1. L'inéligibilité absolue des citoyens d'adoption aux élections présidentielle et sénatoriale

Aux termes de la Constitution camerounaise, « Les candidats aux fonctions de Président de la République doivent être citoyens camerounais d'origine »346. Cette disposition est reprise in extenso par l'art.117 du Code électoral camerounais. Ce texte dispose dans le même sens que les candidats à la fonction de sénateur « doivent être citoyens camerounais d'origine »347. Ainsi, bien qu'étant membres de l'Etat du Cameroun348 aux plans juridique et politique, les citoyens d'adoption sont clairement frappés d'une incapacité de jouissance qui les rend inaptes à être titulaires du droit à l'éligibilité aux postes suscités.

A chacune de ces exclusions se rattachement bien entendu des raisons diverses.

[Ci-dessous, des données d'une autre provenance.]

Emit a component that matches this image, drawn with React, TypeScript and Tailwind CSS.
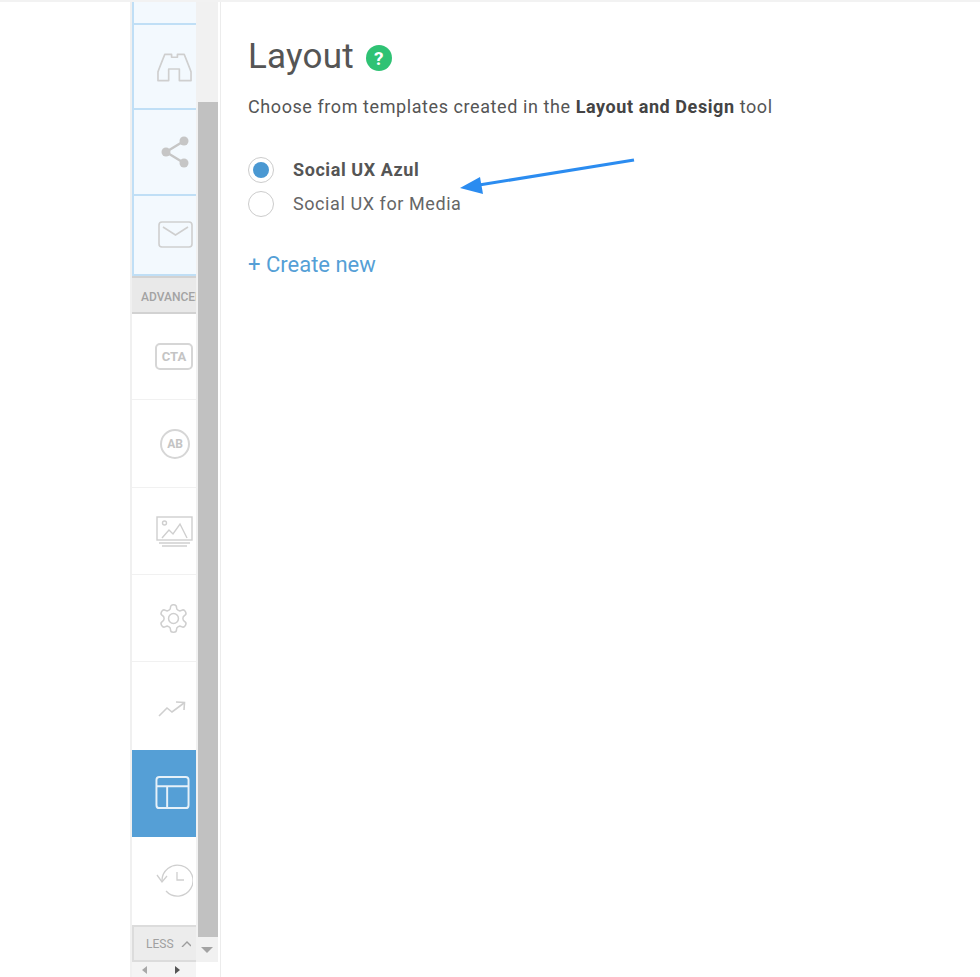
const iconCls = 'block fill-none stroke-[#cfcfcf]';

const Binoculars = () => (
  <svg width="35" height="31" viewBox="0 0 36 31" className={iconCls} strokeWidth="1.7" strokeLinejoin="round">
    <path d="M1 29 L1 20 Q2 17 8 2 L15 2 L15 5 L21 5 L21 2 L28 2 Q34 17 35 20 L35 29 L23 29 L23 17 L12 17 L12 29 Z" />
  </svg>
);

const Share = () => (
  <svg width="28" height="32" viewBox="0 0 28 32">
    <path d="M5 16 L23 5 M5 16 L23 27" stroke="#c6c6c6" strokeWidth="2.5" />
    <circle cx="5" cy="16" r="4.5" fill="#c6c6c6" />
    <circle cx="23" cy="5" r="4.5" fill="#c6c6c6" />
    <circle cx="23" cy="27" r="4.5" fill="#c6c6c6" />
  </svg>
);

const Mail = () => (
  <svg width="35" height="27" viewBox="0 0 35 27" className={iconCls} strokeWidth="1.6">
    <rect x="1" y="1" width="33" height="25" rx="3" />
    <path d="M5 6 L17.5 14 L30 6" />
  </svg>
);

const Picture = () => (
  <svg width="37" height="32" viewBox="0 0 37 32" className={iconCls} strokeWidth="1.4">
    <rect x="1" y="1" width="35" height="23" />
    <circle cx="8.5" cy="7" r="2" />
    <path d="M6 22 L13 14 L17 18 L24 8 L31 22" />
    <path d="M3 27 L34 27 M6 30 L31 30" />
  </svg>
);

const Gear = () => (
  <svg width="33" height="33" viewBox="0 0 24 24" className={iconCls} strokeWidth="1.1" strokeLinejoin="round">
    <path d="M12.22 2h-.44a2 2 0 0 0-2 2v.18a2 2 0 0 1-1 1.73l-.43.25a2 2 0 0 1-2 0l-.15-.08a2 2 0 0 0-2.73.73l-.22.38a2 2 0 0 0 .73 2.73l.15.1a2 2 0 0 1 1 1.72v.51a2 2 0 0 1-1 1.74l-.15.09a2 2 0 0 0-.73 2.73l.22.38a2 2 0 0 0 2.73.73l.15-.08a2 2 0 0 1 2 0l.43.25a2 2 0 0 1 1 1.73V20a2 2 0 0 0 2 2h.44a2 2 0 0 0 2-2v-.18a2 2 0 0 1 1-1.73l.43-.25a2 2 0 0 1 2 0l.15.08a2 2 0 0 0 2.73-.73l.22-.39a2 2 0 0 0-.73-2.73l-.15-.08a2 2 0 0 1-1-1.74v-.5a2 2 0 0 1 1-1.74l.15-.09a2 2 0 0 0 .73-2.73l-.22-.38a2 2 0 0 0-2.73-.73l-.15.08a2 2 0 0 1-2 0l-.43-.25a2 2 0 0 1-1-1.73V4a2 2 0 0 0-2-2z" />
    <circle cx="12" cy="12" r="3.6" />
  </svg>
);

const Trend = () => (
  <svg width="28" height="16" viewBox="0 0 28 16" className={iconCls} strokeWidth="1.6">
    <path d="M1 15 L9 7 L14 11 L26 2" />
    <path d="M18 1 L26.5 1.5 L26 9" />
  </svg>
);

const LayoutIcon = () => (
  <svg width="35" height="35" viewBox="0 0 36 35" className="block fill-none stroke-[#e6f1f9]" strokeWidth="2">
    <rect x="1.5" y="1.5" width="33" height="32" rx="3" />
    <path d="M1.5 11 L34.5 11 M12.5 11 L12.5 33.5" />
  </svg>
);

const History = () => (
  <svg width="37" height="34" viewBox="0 0 37 34" className={iconCls} strokeWidth="1.3">
    <path d="M6 17 A15.5 15.5 0 1 1 10 27" />
    <path d="M1 11 L6 18 L11 12" />
    <path d="M21 8 L21 16 L28 16" />
  </svg>
);

const BlueRow = ({ h, children }: { h: string; children: React.ReactNode }) => (
  <div className={`${h} flex items-center justify-end pr-[2px] border-b-2 border-[#c0dff6]`}>{children}</div>
);

const WhiteRow = ({ h, children, line = true }: { h: string; children: React.ReactNode; line?: boolean }) => (
  <div className={`${h} flex items-center justify-end pr-[3px] ${line ? 'border-b border-[#f1f1f1]' : ''}`}>{children}</div>
);

const App = () => {
  return (
    <div className="relative w-[980px] h-[977px] overflow-hidden bg-white flex font-['Roboto',sans-serif]">
      <div className="w-[130px] shrink-0" />

      {/* left menu */}
      <div className="w-[66px] shrink-0 border-l-2 border-[#f0f0f0] flex flex-col overflow-hidden">
        <div className="bg-[#f3f9fe] border-l-2 border-[#c0dff6]">
          <div className="h-[25px] border-b-2 border-[#c0dff6]" />
          <BlueRow h="h-[85px]"><div className="pr-[2px] mt-[2px]"><Binoculars /></div></BlueRow>
          <BlueRow h="h-[86px]"><div className="pr-[5px]"><Share /></div></BlueRow>
          <BlueRow h="h-[80px]"><div className="pr-[1px] mb-[2px]"><Mail /></div></BlueRow>
        </div>
        <div className="h-[38px] shrink-0 bg-[#e9e9e9] border-y-2 border-[#d2d2d2] flex items-center pl-[9px] pt-[3px] overflow-hidden">
          <span className="text-[12px] font-medium text-[#a3a3a3] whitespace-nowrap">ADVANCED</span>
        </div>
        <WhiteRow h="h-[86px]">
          <div className="w-[38px] h-[27px] border-2 border-[#d6d6d6] rounded-[5px] flex items-center justify-center text-[13px] font-bold text-[#c4c4c4]">CTA</div>
        </WhiteRow>
        <WhiteRow h="h-[88px]">
          <div className="w-[30px] h-[30px] mr-[3px] border-2 border-[#d6d6d6] rounded-full flex items-center justify-center text-[12px] font-bold text-[#c4c4c4]">AB</div>
        </WhiteRow>
        <WhiteRow h="h-[87px]"><div className="mt-[1px]"><Picture /></div></WhiteRow>
        <WhiteRow h="h-[87px]"><div className="mr-[3px]"><Gear /></div></WhiteRow>
        <WhiteRow h="h-[88px]" line={false}><div className="mr-[7px] mt-[6px]"><Trend /></div></WhiteRow>
        <div className="h-[87px] shrink-0 bg-[#559fd6] flex items-center justify-end pr-[6px]">
          <div className="mb-[3px]"><LayoutIcon /></div>
        </div>
        <WhiteRow h="h-[88px]" line={false}><History /></WhiteRow>
        <div className="h-[37px] shrink-0 bg-[#ececec] border-2 border-r-0 border-[#dcdcdc] flex items-center pl-[12px] pt-[1px] gap-[7px] overflow-hidden">
          <span className="text-[12px] text-[#a0a0a0] whitespace-nowrap">LESS</span>
          <svg width="10" height="6" viewBox="0 0 10 6" className="shrink-0 fill-none stroke-[#9c9c9c]" strokeWidth="1.4"><path d="M1 6 L6 1 L10 5" /></svg>
        </div>
        <div className="flex-1 bg-[#f4f4f4] flex items-center pl-[10px] gap-[28px]">
          <svg width="5" height="8" viewBox="0 0 5 8" fill="#a8a8a8"><path d="M5 0 L0 4 L5 8 Z" /></svg>
          <svg width="5" height="8" viewBox="0 0 5 8" fill="#555"><path d="M0 0 L5 4 L0 8 Z" /></svg>
        </div>
      </div>

      {/* scrollbar */}
      <div className="w-[25px] shrink-0 border-r border-[#ececec] pr-[2px]">
        <div className="h-[962px] bg-[#f1f1f1] flex flex-col">
          <div className="h-[102px]" />
          <div className="h-[835px] ml-[2px] bg-[#c1c1c1]" />
          <div className="flex-1 flex items-center justify-center">
            <svg width="12" height="6" viewBox="0 0 12 6" fill="#a3a3a3"><path d="M0 0 L12 0 L6 6 Z" /></svg>
          </div>
        </div>
      </div>

      {/* main */}
      <div className="flex-1 pl-[27px] pt-[34px]">
        <div className="flex items-center gap-[12px] h-[46px]">
          <h1 className="text-[35px] leading-[46px] tracking-[0.2px] text-[#555555]">Layout</h1>
          <div className="w-[26px] h-[26px] mt-[2px] rounded-full bg-[#2fc274] flex items-center justify-center text-white text-[19px] font-bold leading-none">?</div>
        </div>
        <p className="mt-[15px] text-[18px] leading-[24px] tracking-[0.58px] text-[#555555]">
          Choose from templates created in the <b className="font-bold text-[#444444]">Layout and Design</b> tool
        </p>
        <div className="mt-[34px] flex flex-col">
          <div className="flex items-center h-[34px] gap-[19px]">
            <div className="w-[26px] h-[26px] rounded-full border border-[#cccccc] flex items-center justify-center">
              <div className="w-[16px] h-[16px] rounded-full bg-[#4a98d2]" />
            </div>
            <span className="pb-[2px] text-[18px] font-bold tracking-[0.58px] text-[#555555]">Social UX Azul</span>
          </div>
          <div className="flex items-center h-[34px] gap-[19px]">
            <div className="w-[26px] h-[26px] rounded-full border border-[#cccccc]" />
            <span className="pb-[2px] text-[18px] tracking-[0.58px] text-[#666666]">Social UX for Media</span>
          </div>
        </div>
        <div className="mt-[30px] text-[22px] leading-[28px] text-[#559fd6]">+ Create new</div>
      </div>

      {/* annotation arrow */}
      <svg width="180" height="42" viewBox="0 0 180 42" className="absolute left-[459px] top-[155px]">
        <path d="M175 5 L20 30" stroke="#2b8cf0" strokeWidth="3.2" fill="none" />
        <path d="M1 33 L21 22 L24 39 Z" fill="#2b8cf0" />
      </svg>

      {/* top shadow */}
      <div className="absolute left-0 top-0 w-full h-[2px] bg-[#f2f2f2]" />
    </div>
  );
};

export default App;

La fonction présidentielle est incontestablement la fonction suprême de l'Etat au regard des pouvoirs constitutionnels qui y sont attachés349. Cela pourrait expliquer la raison pour laquelle elle doit être exercée par une personnalité qui soit foncièrement rattachée à l'Etat aussi bien affectivement, mais surtout originellement, c'est-à- dire par le lien de sang350. Cette option est aussi celle des constituants togolais351, tchadien352 et congolais353.

En fait, comment le Président de la République, citoyen d'adoption et par conséquent « étranger d'origine », peut-il, en vertu de l'art.8 al.1 de la Constitution, représenter « l'Etat dans tous les actes de la vie publique » notamment dans ses rapports avec l'Etat dont il originaire ? En tout cas, le risque est grand que cette double appartenance fasse peser sur lui

346 Voir art. 6 al. 5 de la Constitution.

347 Voir art. 220 al. 2 du code électoral.

348 Car leur naturalisation leur confère ces liens et politiques avec l'Etat du Cameroun.

349 Voir les art.5 et suivants de la constitution.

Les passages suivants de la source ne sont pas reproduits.